Read the data and repeat all of it exactly.

%%

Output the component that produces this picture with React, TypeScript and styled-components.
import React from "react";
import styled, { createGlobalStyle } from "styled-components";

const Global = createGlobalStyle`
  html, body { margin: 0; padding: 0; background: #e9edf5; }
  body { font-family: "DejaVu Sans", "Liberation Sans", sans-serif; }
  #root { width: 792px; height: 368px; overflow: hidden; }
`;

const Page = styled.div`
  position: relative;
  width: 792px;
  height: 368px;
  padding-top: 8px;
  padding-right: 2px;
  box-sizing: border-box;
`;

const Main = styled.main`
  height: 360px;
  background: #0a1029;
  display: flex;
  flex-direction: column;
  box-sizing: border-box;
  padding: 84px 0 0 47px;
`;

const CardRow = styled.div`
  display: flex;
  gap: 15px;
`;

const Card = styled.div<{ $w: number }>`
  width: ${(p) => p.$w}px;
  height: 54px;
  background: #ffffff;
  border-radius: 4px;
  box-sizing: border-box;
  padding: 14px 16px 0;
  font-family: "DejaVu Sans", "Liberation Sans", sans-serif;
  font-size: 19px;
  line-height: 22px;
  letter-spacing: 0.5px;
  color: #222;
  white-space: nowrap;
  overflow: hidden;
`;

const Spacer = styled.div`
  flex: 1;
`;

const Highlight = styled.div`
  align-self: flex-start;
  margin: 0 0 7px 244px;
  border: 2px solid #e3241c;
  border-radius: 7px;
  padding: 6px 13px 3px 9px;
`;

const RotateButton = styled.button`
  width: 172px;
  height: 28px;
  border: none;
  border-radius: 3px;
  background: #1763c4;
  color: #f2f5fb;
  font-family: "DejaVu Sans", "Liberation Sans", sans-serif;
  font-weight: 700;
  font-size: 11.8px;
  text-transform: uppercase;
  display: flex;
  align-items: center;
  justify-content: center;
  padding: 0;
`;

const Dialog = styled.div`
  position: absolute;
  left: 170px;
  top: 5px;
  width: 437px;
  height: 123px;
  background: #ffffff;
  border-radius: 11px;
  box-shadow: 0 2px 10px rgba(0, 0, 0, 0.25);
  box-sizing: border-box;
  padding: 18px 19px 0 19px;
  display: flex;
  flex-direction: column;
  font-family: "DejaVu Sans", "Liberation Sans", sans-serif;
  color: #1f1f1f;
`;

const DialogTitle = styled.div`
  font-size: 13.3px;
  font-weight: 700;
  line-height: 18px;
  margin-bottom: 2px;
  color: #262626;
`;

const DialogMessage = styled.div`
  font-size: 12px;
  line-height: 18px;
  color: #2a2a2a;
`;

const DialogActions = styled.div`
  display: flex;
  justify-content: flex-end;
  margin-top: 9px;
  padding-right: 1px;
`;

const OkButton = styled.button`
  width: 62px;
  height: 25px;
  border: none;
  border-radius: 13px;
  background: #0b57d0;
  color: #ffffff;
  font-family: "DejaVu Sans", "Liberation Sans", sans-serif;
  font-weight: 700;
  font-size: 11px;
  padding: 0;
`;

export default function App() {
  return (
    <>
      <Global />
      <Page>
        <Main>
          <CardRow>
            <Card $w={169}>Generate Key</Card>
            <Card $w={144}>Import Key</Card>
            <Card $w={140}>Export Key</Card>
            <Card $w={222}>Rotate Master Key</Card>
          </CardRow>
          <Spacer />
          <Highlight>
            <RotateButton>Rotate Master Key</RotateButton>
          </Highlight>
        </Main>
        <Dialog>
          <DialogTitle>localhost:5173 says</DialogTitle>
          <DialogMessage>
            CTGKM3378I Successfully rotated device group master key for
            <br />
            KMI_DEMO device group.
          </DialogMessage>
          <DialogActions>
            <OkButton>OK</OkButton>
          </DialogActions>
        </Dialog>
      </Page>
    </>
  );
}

%%

=== Output for this task ===
Output the component that produces this picture with React, TypeScript and styled-components.
import React from "react";
import styled, { createGlobalStyle } from "styled-components";

const Global = createGlobalStyle`
  html, body { margin: 0; padding: 0; background: #e9edf5; }
  body { font-family: "DejaVu Sans", "Liberation Sans", sans-serif; }
  #root { width: 792px; height: 368px; overflow: hidden; }
`;

const Page = styled.div`
  position: relative;
  width: 792px;
  height: 368px;
  padding-top: 8px;
  padding-right: 2px;
  box-sizing: border-box;
`;

const Main = styled.main`
  height: 360px;
  background: #0a1029;
  display: flex;
  flex-direction: column;
  box-sizing: border-box;
  padding: 84px 0 0 47px;
`;

const CardRow = styled.div`
  display: flex;
  gap: 15px;
`;

const Card = styled.div<{ $w: number }>`
  width: ${(p) => p.$w}px;
  height: 54px;
  background: #ffffff;
  border-radius: 4px;
  box-sizing: border-box;
  padding: 14px 16px 0;
  font-family: "DejaVu Sans", "Liberation Sans", sans-serif;
  font-size: 19px;
  line-height: 22px;
  letter-spacing: 0.5px;
  color: #222;
  white-space: nowrap;
  overflow: hidden;
`;

const Spacer = styled.div`
  flex: 1;
`;

const Highlight = styled.div`
  align-self: flex-start;
  margin: 0 0 7px 244px;
  border: 2px solid #e3241c;
  border-radius: 7px;
  padding: 6px 13px 3px 9px;
`;

const RotateButton = styled.button`
  width: 172px;
  height: 28px;
  border: none;
  border-radius: 3px;
  background: #1763c4;
  color: #f2f5fb;
  font-family: "DejaVu Sans", "Liberation Sans", sans-serif;
  font-weight: 700;
  font-size: 11.8px;
  text-transform: uppercase;
  display: flex;
  align-items: center;
  justify-content: center;
  padding: 0;
`;

const Dialog = styled.div`
  position: absolute;
  left: 170px;
  top: 5px;
  width: 437px;
  height: 123px;
  background: #ffffff;
  border-radius: 11px;
  box-shadow: 0 2px 10px rgba(0, 0, 0, 0.25);
  box-sizing: border-box;
  padding: 18px 19px 0 19px;
  display: flex;
  flex-direction: column;
  font-family: "DejaVu Sans", "Liberation Sans", sans-serif;
  color: #1f1f1f;
`;

const DialogTitle = styled.div`
  font-size: 13.3px;
  font-weight: 700;
  line-height: 18px;
  margin-bottom: 2px;
  color: #262626;
`;

const DialogMessage = styled.div`
  font-size: 12px;
  line-height: 18px;
  color: #2a2a2a;
`;

const DialogActions = styled.div`
  display: flex;
  justify-content: flex-end;
  margin-top: 9px;
  padding-right: 1px;
`;

const OkButton = styled.button`
  width: 62px;
  height: 25px;
  border: none;
  border-radius: 13px;
  background: #0b57d0;
  color: #ffffff;
  font-family: "DejaVu Sans", "Liberation Sans", sans-serif;
  font-weight: 700;
  font-size: 11px;
  padding: 0;
`;

export default function App() {
  return (
    <>
      <Global />
      <Page>
        <Main>
          <CardRow>
            <Card $w={169}>Generate Key</Card>
            <Card $w={144}>Import Key</Card>
            <Card $w={140}>Export Key</Card>
            <Card $w={222}>Rotate Master Key</Card>
          </CardRow>
          <Spacer />
          <Highlight>
            <RotateButton>Rotate Master Key</RotateButton>
          </Highlight>
        </Main>
        <Dialog>
          <DialogTitle>localhost:5173 says</DialogTitle>
          <DialogMessage>
            CTGKM3378I Successfully rotated device group master key for
            <br />
            KMI_DEMO device group.
          </DialogMessage>
          <DialogActions>
            <OkButton>OK</OkButton>
          </DialogActions>
        </Dialog>
      </Page>
    </>
  );
}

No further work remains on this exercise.